Lewis is on the wrong side of 40, so he can no longer plead youth as an extenuating circumstance. Another BBC pet, Benjamin Grosvenor, has this excuse, but nothing in his playing suggests that it’ll get better with age. In all likelihood it’ll get worse.

Young Ben treated us to his version of Chopin’s Scherzo in E Major, today evidently being the Scamp-the-Scherzo day on BBC 3. Like his older accomplice Paul, Ben is blessed with the kind of fleet fingers that’ll do any pickpocket proud. The mirthful woman presenter shared an insight that this gave his playing a ‘champagne-like effervescence’. Stale urine would be a more accurate simile.

All these youngsters slide over the surface of music, which means they don’t convey it all. For the pay dirt of real music lies underneath the surface, and digital dexterity alone, though a sine qua non, won’t carry a performer to that kind of depth.

Chopin, for example, can be played in any number of ways, but one thing that’s absolutely indispensable is to convey his noble, aristocratic spirit. To do so, the performer must have some of it himself – along with the other attributes I earlier listed as essential to our civilisation.

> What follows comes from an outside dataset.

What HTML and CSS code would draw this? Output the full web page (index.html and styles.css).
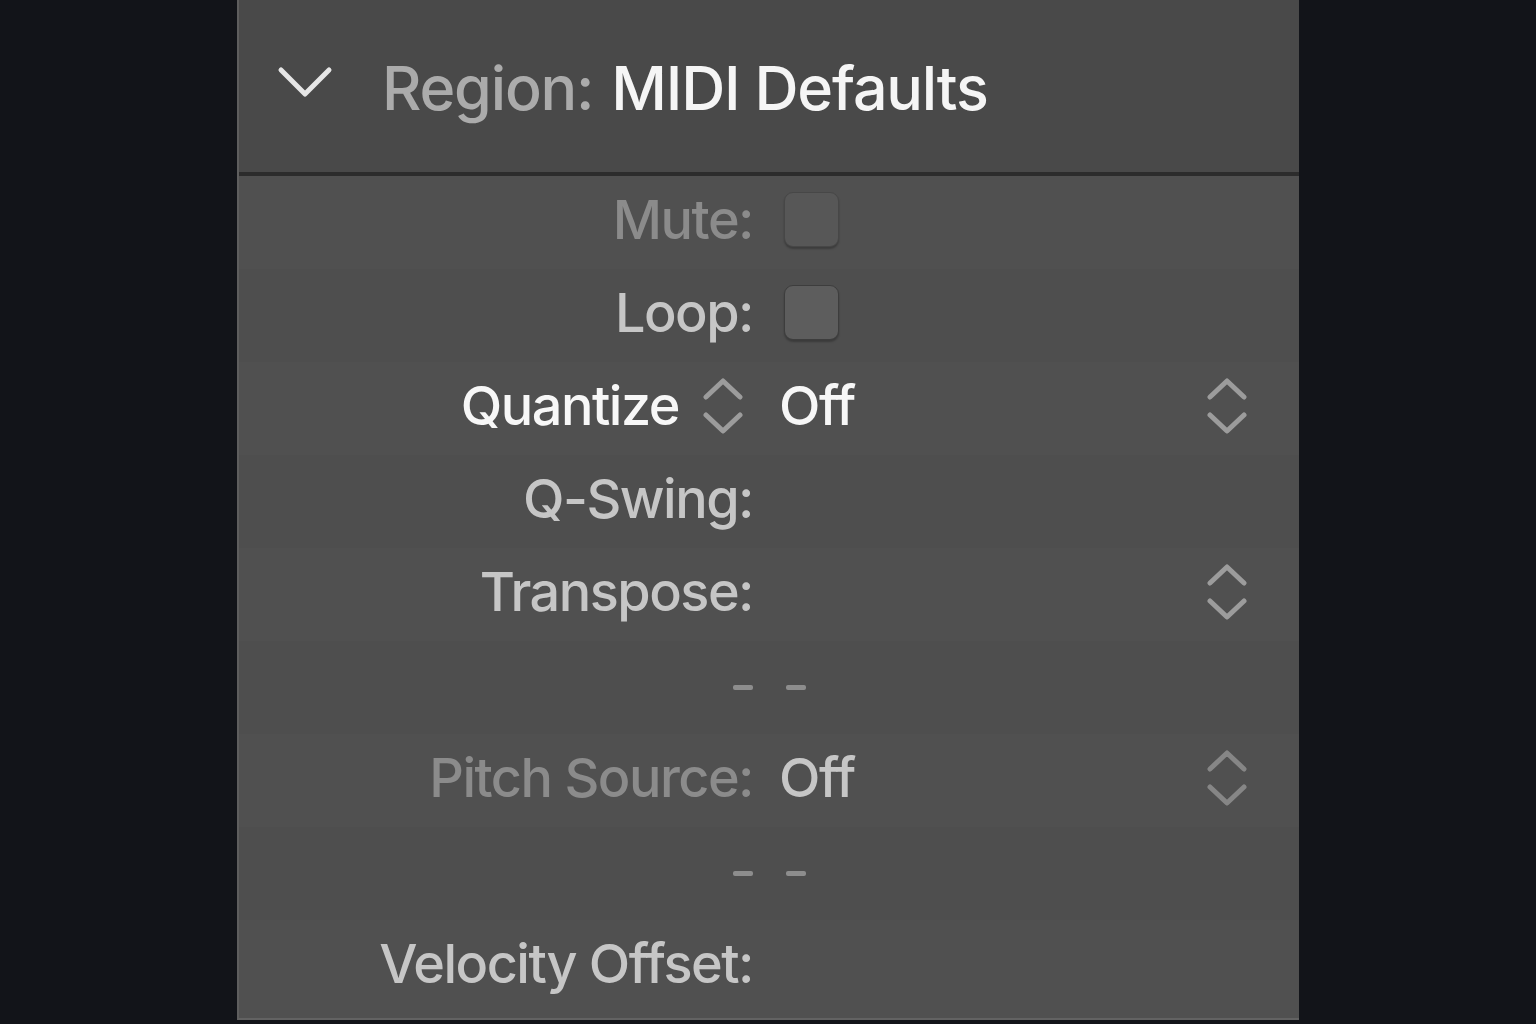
FILE: index.html
```html
<!DOCTYPE html>
<html lang="en">
<head>
    <meta charset="UTF-8">
    <meta name="viewport" content="width=device-width, initial-scale=1.0">
    <title>Region Inspector</title>
    <link rel="stylesheet" href="styles.css">
</head>
<body>
    <div id="inspector">
        <div id="header">
            <svg class="disclosure" width="56" height="32" viewBox="0 0 56 32">
                <path d="M4 4 L28 28 L52 4" fill="none" stroke="#e6e6e6" stroke-width="5" stroke-linecap="round" stroke-linejoin="round"/>
            </svg>
            <span class="title-key">Region:</span>
            <span class="title-value">MIDI Defaults</span>
        </div>

        <div class="row">
            <div class="label dim">Mute:</div>
            <div class="value"><div class="checkbox dim-box"></div></div>
        </div>

        <div class="row">
            <div class="label">Loop:</div>
            <div class="value"><div class="checkbox"></div></div>
        </div>

        <div class="row">
            <div class="label bright">
                Quantize
                <svg class="stepper small" width="40" height="56" viewBox="0 0 40 56">
                    <path d="M3 19 L20 3 L37 19 M3 37 L20 53 L37 37" fill="none" stroke-width="5" stroke-linecap="round" stroke-linejoin="round"/>
                </svg>
            </div>
            <div class="value">
                <span class="bright">Off</span>
                <svg class="stepper" width="40" height="56" viewBox="0 0 40 56">
                    <path d="M3 19 L20 3 L37 19 M3 37 L20 53 L37 37" fill="none" stroke-width="5" stroke-linecap="round" stroke-linejoin="round"/>
                </svg>
            </div>
        </div>

        <div class="row">
            <div class="label">Q-Swing:</div>
            <div class="value"></div>
        </div>

        <div class="row">
            <div class="label">Transpose:</div>
            <div class="value">
                <span></span>
                <svg class="stepper" width="40" height="56" viewBox="0 0 40 56">
                    <path d="M3 19 L20 3 L37 19 M3 37 L20 53 L37 37" fill="none" stroke-width="5" stroke-linecap="round" stroke-linejoin="round"/>
                </svg>
            </div>
        </div>

        <div class="row slider">
            <div class="label"><span class="dash"></span></div>
            <div class="value"><span class="dash"></span></div>
        </div>

        <div class="row">
            <div class="label dim">Pitch Source:</div>
            <div class="value">
                <span>Off</span>
                <svg class="stepper faded" width="40" height="56" viewBox="0 0 40 56">
                    <path d="M3 19 L20 3 L37 19 M3 37 L20 53 L37 37" fill="none" stroke-width="5" stroke-linecap="round" stroke-linejoin="round"/>
                </svg>
            </div>
        </div>

        <div class="row slider">
            <div class="label"><span class="dash"></span></div>
            <div class="value"><span class="dash"></span></div>
        </div>

        <div class="row">
            <div class="label">Velocity Offset:</div>
            <div class="value"></div>
        </div>
    </div>
</body>
</html>
```

FILE: styles.css
```css
body{
    margin: 0;
    background: #121419;
    height: 100vh;
    font-family: Inter, "Noto Sans", sans-serif;
    font-weight: 500;
}
#inspector{
    margin: 0 auto;
    width: 1062px;
    height: 1020px;
    display: flex;
    flex-direction: column;
    background: #505050;
    border-left: 2px solid #5e5e5e;
    border-bottom: 2px solid #626262;
    box-sizing: border-box;
    overflow: hidden;
}
#header{
    height: 176px;
    flex-shrink: 0;
    display: flex;
    align-items: center;
    padding-left: 38px;
    padding-top: 4px;
    box-sizing: border-box;
    background: #494949;
    border-bottom: 4px solid #2c2c2c;
    font-size: 61px;
    letter-spacing: -1.2px;
}
.disclosure{
    margin-right: 49px;
    margin-top: -12px;
}
.title-key{
    color: #ababab;
    margin-right: 18px;
}
.title-value{
    color: #f5f5f5;
}

.row{
    height: 93px;
    flex-shrink: 0;
    box-sizing: border-box;
    padding-bottom: 6px;
    display: grid;
    grid-template-columns: 514px 1fr;
    column-gap: 26px;
    align-items: center;
    font-size: 54px;
    letter-spacing: -1.5px;
    color: #c6c6c6;
}
.row.slider{
    padding-bottom: 0;
}
.row:nth-child(odd){
    background: #4e4e4e;
}
.label{
    display: flex;
    align-items: center;
    justify-content: flex-end;
}
.value{
    display: flex;
    align-items: center;
    justify-content: space-between;
    padding-right: 52px;
}
.dim{
    color: #8b8b8b;
}
.bright{
    color: #f7f7f7;
}

.checkbox{
    width: 55px;
    height: 55px;
    margin-left: 5px;
    box-sizing: border-box;
    border-radius: 9px;
    background: #5d5d5d;
    border: 1px solid #3d3d3d;
    box-shadow: 0 2px 2px rgba(0, 0, 0, 0.25);
}
.dim-box{
    background: #575757;
    border-color: #474747;
}

.stepper{
    stroke: #9c9c9c;
}
.stepper.small{
    margin-left: 24px;
    margin-right: 10px;
}
.stepper.faded{
    stroke: #868686;
}

.dash{
    display: block;
    width: 20px;
    height: 5px;
    border-radius: 2px;
    background: #8d8d8d;
}
.value .dash{
    margin-left: 7px;
}
```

Grosvenor’s unmistakeable facility is just as unmistakeably facile – he isn’t, nor can be, at one with the music he plays. If he were, he’d know where, for instance, to play rubatos and where they sound vulgar. As it is, he reminds us that ‘rubato’ is a cognate of ‘rob’ – he robs Chopin of his beauty, vicariously committing the same larceny against our whole civilisation.

BBC 3 occasionally plays records of great musicians of the past, but inevitably adding snide comments, along the lines of Schnabel being ‘dated’ or Gould ‘eccentric’. They could do a great public service by explaining why all those Bens, Pauls, Imogens, Mitsukos and other cultural aliens wouldn’t be fit to turn the pages for those giants. After all, not every listener knows the difference between really good and digitally competent.

Alas, they themselves don’t know the difference. Or, which is more ominous, are deliberately trying to destroy what’s left of our civilisation. If so, they’re doing a good job.